Short interest reinforces the cautious picture. About 15–23% of free float is estimated short (the range reflects different float-basis calculations), placing TEM firmly among the more heavily shorted names in life sciences. The position has been relatively stable over the past month — down roughly 4% from its late-April peak but barely moved week-on-week — which tells you shorts are holding their ground rather than covering into earnings. Borrow availability has tightened meaningfully this week, dropping to around 28% from 49% just ten days ago. That's a real tightening: for every share currently borrowed, barely a quarter of a share remains available in the lending pool. Cost to borrow, at 0.93%, has risen about 8% over the week, though in absolute terms it remains low — the squeeze risk here is availability, not cost.
The stock closed Tuesday at $45.53, up 4.4% on the day but still down 3% on the week and off 18.5% over the past month. That monthly loss follows Q1 results on May 5, which sent shares down 4% on the day and nearly 16% over the five subsequent sessions — the clearest data point for what the market has recently done with TEM earnings prints. Correlated peers had a mixed week: RGEN and PSNL both posted solid single-session gains Tuesday, while DNA and PACB fell 12% and 10% respectively on the week, suggesting the broader life-sciences-tools complex is under its own pressure.
The catalyst backdrop ahead of the print has actually been constructive. Tempus expanded its clinical-trial partnership with Bristol-Myers Squibb this month, building on a real-world data and AI collaboration that analysts have flagged as a sign the company's pharma relationships are deepening. TD Cowen lifted its target to $68 after the BMS announcement. But the net analyst message this month is one of reassessment rather than conviction: HC Wainwright cut its target from $95 to $64 on May 11, BTIG trimmed from $90 to $80 on May 8, and the mean target across the Street now stands at $67.20 — implying roughly 48% upside from current levels but representing a meaningful deflation from the targets in place just three months ago. Jefferies initiated in mid-April with an Underperform and a $35 target, the lone openly bearish voice in a consensus that remains tilted toward Buy. The bear case centres on revenue visibility, path to profitability, and the competitive dynamics of the lab-developed-test market; the bull case rests on the stickiness of pharma partnerships and the AI-data-platform narrative.
Founder and CEO Eric Lefkofsky sold approximately $8.5 million of stock in late April across multiple transactions, all priced in the $51–$52 range — well above where the stock trades today. Those sales follow a similar cluster in late March at roughly $46–$47. The 90-day net insider position shows a net addition of around 561,000 shares, which is almost entirely attributable to Lefkofsky's reported ownership increase — likely option exercises — rather than open-market buying. The selling cadence is systematic rather than alarming, but it is consistent and has been executed into every meaningful price rally this year. ARK Investment Management added over 2 million shares through April, and BlackRock added 1.45 million, providing some institutional counterweight; but neither move changes the insider-selling context heading into a high-volatility print.

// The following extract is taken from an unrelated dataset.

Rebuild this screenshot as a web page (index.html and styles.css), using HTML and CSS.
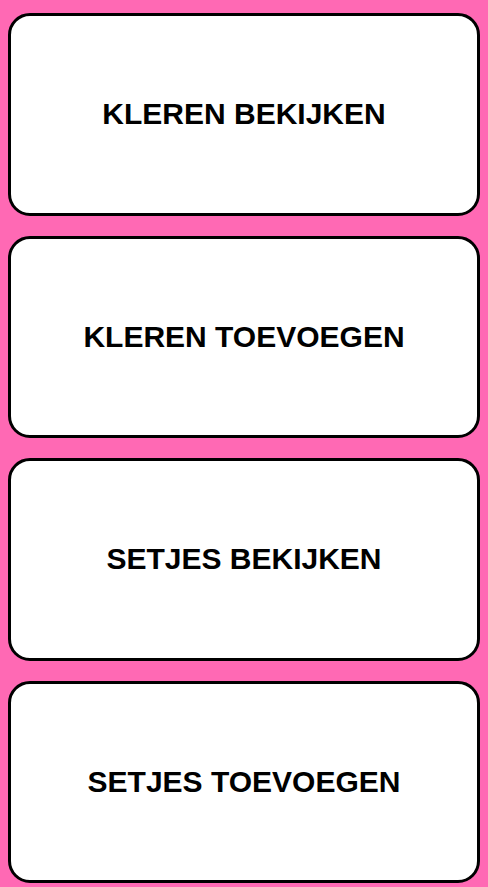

The ORTEX short score of 72.9 ranks TEM in roughly the 8th percentile by short-score rank, flagging it as one of the more shorted and borrow-constrained names in the universe. EPS surprise scores at the 95th percentile — Tempus has consistently beaten consensus estimates — but EPS momentum over 30 days ranks in the 22nd percentile, meaning forward estimate revisions have been moving lower. The tension between a strong beat history and softening forward expectations is precisely what makes tomorrow's guidance commentary the crux of the release: the market already knows the company can beat a quarter; what it wants to know is whether the revenue ramp from pharma partnerships is accelerating or still being deferred.
What to watch beyond the headline numbers: the trajectory of genomic sequencing volumes, any update on the BMS collaboration's financial terms, and whether management raises, holds, or trims full-year guidance — the last print saw no meaningful upward revision, and that gap between beat and guide was what drove the 16% five-day slide.